South of France

You can’t imagine how I hated to miss the Dana Point paddle today, but with the high tide, I hoped to lure some rock garden aficionados to paddle to BAR with me. I even had one hooked, but he got loose at the last minute. Sleeping in seemed a valid alternative, but I’ve slacked on my paddling lately, so I figured I ought to get out. Still, the usual solo BAR thing seemed old. I needed to paddle some exotic location for a change. What the heck, I’ve always wanted to paddle south of France!

I started my journey at the Secret Beach, it was going to be a long haul. I was greeted in the harbor by this sight and I just had to wonder if the boat’s owner had time to appreciate the irony of its name!

Paddling through the Panama Canal

Soon I was paddling along the French Guano Penninsula. It was strange how different everything was in this new world even though in some ways things looked quite familiar. These Bald Abalone Vultures looked quite a bit like our common pelicans at first glance. As I continued on, I ran into what was clearly a group of prisoners fleeing a French penal colony in a home-made out-rigger canoe.

A few more miles and I found myself in French Martinized Isles in a place coincidentally called
Pirate's Cove.

This used to be the haunt of the lightly feared pirate Foo Man Chew. Apparently, he was more feared as a younger man when he was know as Bushy Face, but a bout with alopecia had diminished his standing with the Barbary crowd

I came across this prison which used to house the unfortunate pirates who happened to get captured. It was too gross to take a photo of the event, but just 15 minutes before I took this photo, all of the pirates held in this cell were hung from a yard arm!

Soon I was rounding Gibraltar and made a stop to see the famous Piedra del Mucho Archos.

And around the corner, I snaped this shot of the inside of Cornacopia Cave. Of course, I had to execute a combat roll when a wave came through while I was composing my photo.

I continued on paddling the exotic Mediterranean waters and soon found myself paddling under the villas lining the cliffs south of France.

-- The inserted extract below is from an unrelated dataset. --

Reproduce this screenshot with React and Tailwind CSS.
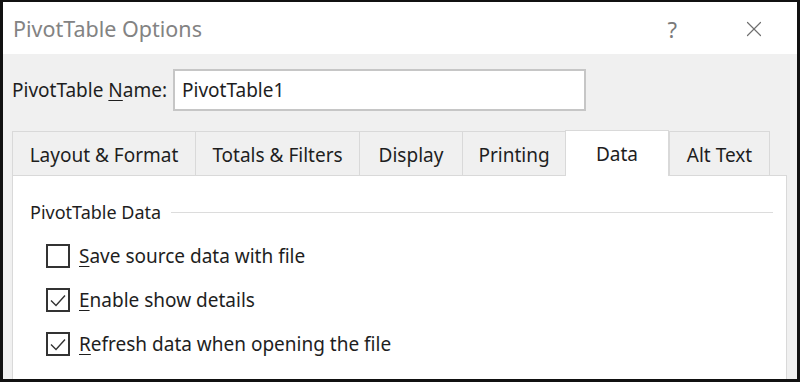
import { X } from 'lucide-react';

const tabs = [
  { label: 'Layout & Format', w: 'w-[183px]' },
  { label: 'Totals & Filters', w: 'w-[164px]' },
  { label: 'Display', w: 'w-[103px]' },
  { label: 'Printing', w: 'w-[103px]' },
  { label: 'Data', w: 'w-[104px]', active: true },
  { label: 'Alt Text', w: 'w-[101px]' },
];

const options = [
  { key: 'S', rest: 'ave source data with file', checked: false },
  { key: 'E', rest: 'nable show details', checked: true },
  { key: 'R', rest: 'efresh data when opening the file', checked: true },
];

function CheckBox({ checked }) {
  return (
    <div className="w-[24px] h-[24px] border-2 border-[#333333] bg-white flex items-center justify-center shrink-0">
      {checked && (
        <svg width="18" height="18" viewBox="0 0 18 18">
          <polyline points="2,9.5 7,14.5 16,4.5" fill="none" stroke="#333333" strokeWidth="1.4" />
        </svg>
      )}
    </div>
  );
}

export default function App() {
  return (
    <div className="w-[800px] h-[382px] bg-[#f0f0f0] border-x-[3px] border-b-[3px] border-t-2 border-[#111111] flex flex-col text-[#1e1e1e] font-['Noto_Sans',sans-serif] overflow-hidden">
      {/* title bar */}
      <div className="h-[52px] bg-white flex items-center shrink-0">
        <span className="ml-[10px] mt-[2px] text-[21.5px] text-[#838383] leading-none">PivotTable Options</span>
        <span className="ml-auto mr-[64px] mt-[2px] text-[22px] text-[#7a7a7a] leading-none">?</span>
        <X size={26} strokeWidth={1.1} className="mr-[30px] mt-[2px] text-[#6f6f6f]" />
      </div>

      {/* name row */}
      <div className="flex items-center pl-[9px] mt-[15px] h-[42px]">
        <span className="text-[19px] leading-none">PivotTable <u className="underline-offset-[3px]">N</u>ame:</span>
        <div className="ml-[6px] w-[413px] h-[42px] bg-white border-2 border-[#c6c6c6] flex items-center pl-[7px] text-[19px]">
          PivotTable1
        </div>
      </div>

      {/* tabs */}
      <div className="flex pl-[9px] mt-[19px] h-[45px] items-end relative z-10">
        {tabs.map((t) =>
          t.active ? (
            <div key={t.label} className={`${t.w} h-[46px] bg-white border-x border-t border-[#d9d9d9] -mb-px flex items-center justify-center pt-[2px] text-[19px]`}>
              {t.label}
            </div>
          ) : (
            <div key={t.label} className={`${t.w} h-[44px] bg-[#f0f0f0] border-l border-t border-[#d9d9d9] last:border-r flex items-center justify-center pt-[3px] text-[19px]`}>
              {t.label}
            </div>
          )
        )}
      </div>

      {/* panel */}
      <div className="ml-[9px] w-[775px] flex-1 bg-white border border-[#d9d9d9] border-b-0 pl-[17px] pr-[13px] pt-[27px]">
        <div className="flex items-center gap-[10px]">
          <span className="text-[18px] leading-none">PivotTable Data</span>
          <div className="flex-1 h-px bg-[#dcdcdc]"></div>
        </div>
        <div className="flex flex-col gap-[20px] mt-[23px] pl-[16px]">
          {options.map((o) => (
            <div key={o.key} className="flex items-center gap-[9px] h-[24px]">
              <CheckBox checked={o.checked} />
              <span className="text-[19px] leading-none">
                <u className="underline-offset-[3px]">{o.key}</u>{o.rest}
              </span>
            </div>
          ))}
        </div>
      </div>
    </div>
  );
}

Some French coquettes were gamboling on the rocks and I shouted to them using my limited French vocabulary. The seemed to just ignore me, but really how do you respond
to someone yelling out "a la mode!"
I decided to impress them by paddling into a small sluce close to shore just as a nice sized set decided to roll in. I thought I was pretty protected, but thought I'd hold on to the rock just in case. I got knocked over inside and tried to pull myself up by the rock with one hand, but the ebbing wave sucked me out of my rocky enclave and took away my paddle. Luckily I had my storm paddle on my deck and I used it to make my first storm paddle combat roll. I'm sure that impressed the French lasses.

I paddled on and soon found myself under a WWII machine gun bunker that I'm sure once protected the Maginot Line. Some may question whether I had actually made it to the coast of France, but even without GPS coordinates, the copious tufts of underarm hair on the women and the overwhelming stench of fetid brie confirmed my location.

On I paddled enjoying the varied rock formations and frolicking in the Eau de Mer.

Needless to say it was a busy day, but it just goes to prove what you can do when you put your mind to it. I'd always thought paddling south of France would be so much more exotic than my usual haunt, but although I enjoyed a new view on life, things really didn't seem that different than my usual jaunt. Perhaps I shouldn't be surprised in a world with 6 billion people, but I even paddled past a couple who looked amazingly like my friends Henry and Kathy. Rumor has it, it was the Empress and Arch-Duke of Prussia out for a leisurely, but keep it to yourself, they don't want the Emperor to hear!